#### OBJECTIVE
Every line below should be copied exactly; drop the pictures.

>> Start DATA BLOCK

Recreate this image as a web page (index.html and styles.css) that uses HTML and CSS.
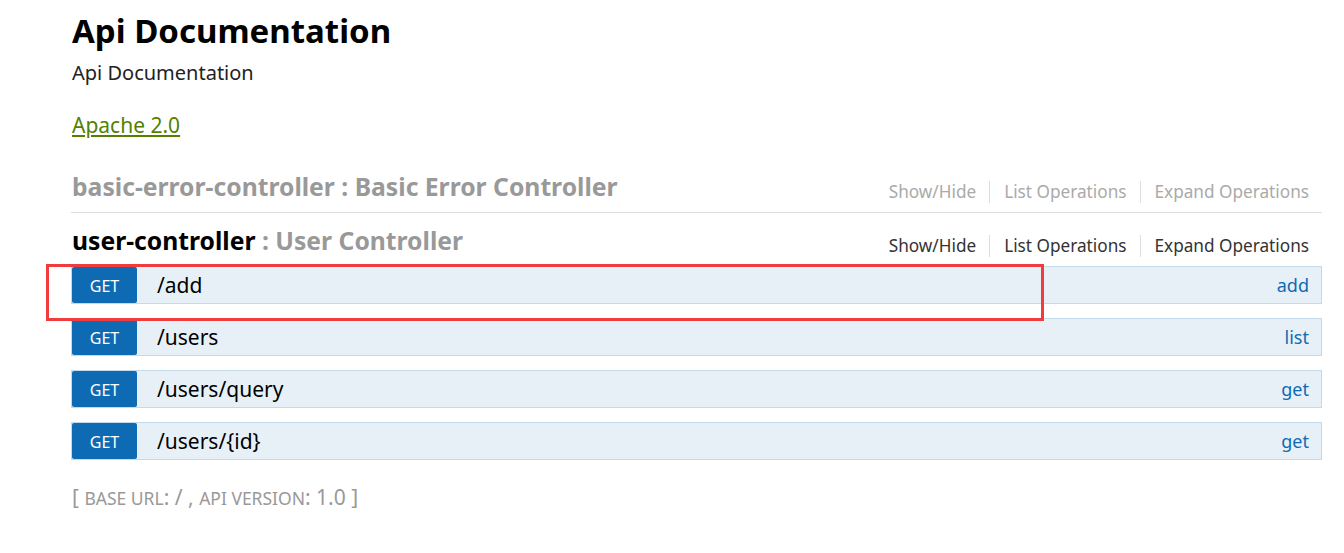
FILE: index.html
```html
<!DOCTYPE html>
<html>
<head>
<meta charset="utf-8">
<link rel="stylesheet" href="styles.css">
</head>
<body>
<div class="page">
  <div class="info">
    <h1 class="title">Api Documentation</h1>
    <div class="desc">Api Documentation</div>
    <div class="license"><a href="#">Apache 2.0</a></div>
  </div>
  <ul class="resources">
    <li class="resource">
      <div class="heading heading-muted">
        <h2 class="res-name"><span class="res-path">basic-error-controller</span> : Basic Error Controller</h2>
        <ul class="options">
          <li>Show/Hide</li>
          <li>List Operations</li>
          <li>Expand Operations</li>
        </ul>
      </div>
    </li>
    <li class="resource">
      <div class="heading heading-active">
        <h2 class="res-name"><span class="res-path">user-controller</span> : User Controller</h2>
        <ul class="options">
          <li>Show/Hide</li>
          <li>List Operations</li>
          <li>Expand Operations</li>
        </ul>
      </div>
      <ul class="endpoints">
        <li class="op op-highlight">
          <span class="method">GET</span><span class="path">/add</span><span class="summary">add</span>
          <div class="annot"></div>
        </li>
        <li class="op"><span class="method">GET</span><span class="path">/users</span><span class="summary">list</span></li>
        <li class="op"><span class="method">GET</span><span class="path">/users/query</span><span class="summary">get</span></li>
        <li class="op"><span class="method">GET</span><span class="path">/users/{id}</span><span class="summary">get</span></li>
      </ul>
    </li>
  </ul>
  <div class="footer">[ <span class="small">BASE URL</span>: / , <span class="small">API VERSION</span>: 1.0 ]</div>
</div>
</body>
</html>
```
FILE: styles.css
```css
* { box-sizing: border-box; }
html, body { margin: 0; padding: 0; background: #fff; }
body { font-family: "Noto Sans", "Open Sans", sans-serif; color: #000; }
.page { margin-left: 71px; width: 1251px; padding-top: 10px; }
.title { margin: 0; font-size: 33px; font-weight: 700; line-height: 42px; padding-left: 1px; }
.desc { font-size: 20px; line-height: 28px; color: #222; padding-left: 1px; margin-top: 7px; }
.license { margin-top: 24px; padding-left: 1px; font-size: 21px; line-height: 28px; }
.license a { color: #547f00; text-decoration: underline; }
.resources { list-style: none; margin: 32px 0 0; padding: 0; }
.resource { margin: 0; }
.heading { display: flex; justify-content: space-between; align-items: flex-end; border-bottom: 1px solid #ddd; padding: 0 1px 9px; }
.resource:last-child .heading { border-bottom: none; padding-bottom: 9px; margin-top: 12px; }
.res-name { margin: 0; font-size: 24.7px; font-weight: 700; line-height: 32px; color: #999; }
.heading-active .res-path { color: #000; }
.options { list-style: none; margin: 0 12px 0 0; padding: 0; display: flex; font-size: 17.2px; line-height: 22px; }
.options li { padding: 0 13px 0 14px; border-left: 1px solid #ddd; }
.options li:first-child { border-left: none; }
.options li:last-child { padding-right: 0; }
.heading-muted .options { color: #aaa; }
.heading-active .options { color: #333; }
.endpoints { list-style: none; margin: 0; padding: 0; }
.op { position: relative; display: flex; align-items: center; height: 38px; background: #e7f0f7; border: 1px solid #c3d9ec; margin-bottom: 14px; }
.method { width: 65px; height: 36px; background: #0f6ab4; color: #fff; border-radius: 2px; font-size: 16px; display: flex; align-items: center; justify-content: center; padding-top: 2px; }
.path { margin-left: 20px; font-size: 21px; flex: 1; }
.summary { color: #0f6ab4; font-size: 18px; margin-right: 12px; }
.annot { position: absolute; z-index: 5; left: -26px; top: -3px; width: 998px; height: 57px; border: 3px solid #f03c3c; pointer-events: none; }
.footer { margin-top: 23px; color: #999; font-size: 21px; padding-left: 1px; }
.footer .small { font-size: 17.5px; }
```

>> End DATA BLOCK

#### SOLVED EXERCISE
Recreate this image as a web page (index.html and styles.css) that uses HTML and CSS.
FILE: index.html
```html
<!DOCTYPE html>
<html>
<head>
<meta charset="utf-8">
<link rel="stylesheet" href="styles.css">
</head>
<body>
<div class="page">
  <div class="info">
    <h1 class="title">Api Documentation</h1>
    <div class="desc">Api Documentation</div>
    <div class="license"><a href="#">Apache 2.0</a></div>
  </div>
  <ul class="resources">
    <li class="resource">
      <div class="heading heading-muted">
        <h2 class="res-name"><span class="res-path">basic-error-controller</span> : Basic Error Controller</h2>
        <ul class="options">
          <li>Show/Hide</li>
          <li>List Operations</li>
          <li>Expand Operations</li>
        </ul>
      </div>
    </li>
    <li class="resource">
      <div class="heading heading-active">
        <h2 class="res-name"><span class="res-path">user-controller</span> : User Controller</h2>
        <ul class="options">
          <li>Show/Hide</li>
          <li>List Operations</li>
          <li>Expand Operations</li>
        </ul>
      </div>
      <ul class="endpoints">
        <li class="op op-highlight">
          <span class="method">GET</span><span class="path">/add</span><span class="summary">add</span>
          <div class="annot"></div>
        </li>
        <li class="op"><span class="method">GET</span><span class="path">/users</span><span class="summary">list</span></li>
        <li class="op"><span class="method">GET</span><span class="path">/users/query</span><span class="summary">get</span></li>
        <li class="op"><span class="method">GET</span><span class="path">/users/{id}</span><span class="summary">get</span></li>
      </ul>
    </li>
  </ul>
  <div class="footer">[ <span class="small">BASE URL</span>: / , <span class="small">API VERSION</span>: 1.0 ]</div>
</div>
</body>
</html>
```
FILE: styles.css
```css
* { box-sizing: border-box; }
html, body { margin: 0; padding: 0; background: #fff; }
body { font-family: "Noto Sans", "Open Sans", sans-serif; color: #000; }
.page { margin-left: 71px; width: 1251px; padding-top: 10px; }
.title { margin: 0; font-size: 33px; font-weight: 700; line-height: 42px; padding-left: 1px; }
.desc { font-size: 20px; line-height: 28px; color: #222; padding-left: 1px; margin-top: 7px; }
.license { margin-top: 24px; padding-left: 1px; font-size: 21px; line-height: 28px; }
.license a { color: #547f00; text-decoration: underline; }
.resources { list-style: none; margin: 32px 0 0; padding: 0; }
.resource { margin: 0; }
.heading { display: flex; justify-content: space-between; align-items: flex-end; border-bottom: 1px solid #ddd; padding: 0 1px 9px; }
.resource:last-child .heading { border-bottom: none; padding-bottom: 9px; margin-top: 12px; }
.res-name { margin: 0; font-size: 24.7px; font-weight: 700; line-height: 32px; color: #999; }
.heading-active .res-path { color: #000; }
.options { list-style: none; margin: 0 12px 0 0; padding: 0; display: flex; font-size: 17.2px; line-height: 22px; }
.options li { padding: 0 13px 0 14px; border-left: 1px solid #ddd; }
.options li:first-child { border-left: none; }
.options li:last-child { padding-right: 0; }
.heading-muted .options { color: #aaa; }
.heading-active .options { color: #333; }
.endpoints { list-style: none; margin: 0; padding: 0; }
.op { position: relative; display: flex; align-items: center; height: 38px; background: #e7f0f7; border: 1px solid #c3d9ec; margin-bottom: 14px; }
.method { width: 65px; height: 36px; background: #0f6ab4; color: #fff; border-radius: 2px; font-size: 16px; display: flex; align-items: center; justify-content: center; padding-top: 2px; }
.path { margin-left: 20px; font-size: 21px; flex: 1; }
.summary { color: #0f6ab4; font-size: 18px; margin-right: 12px; }
.annot { position: absolute; z-index: 5; left: -26px; top: -3px; width: 998px; height: 57px; border: 3px solid #f03c3c; pointer-events: none; }
.footer { margin-top: 23px; color: #999; font-size: 21px; padding-left: 1px; }
.footer .small { font-size: 17.5px; }
```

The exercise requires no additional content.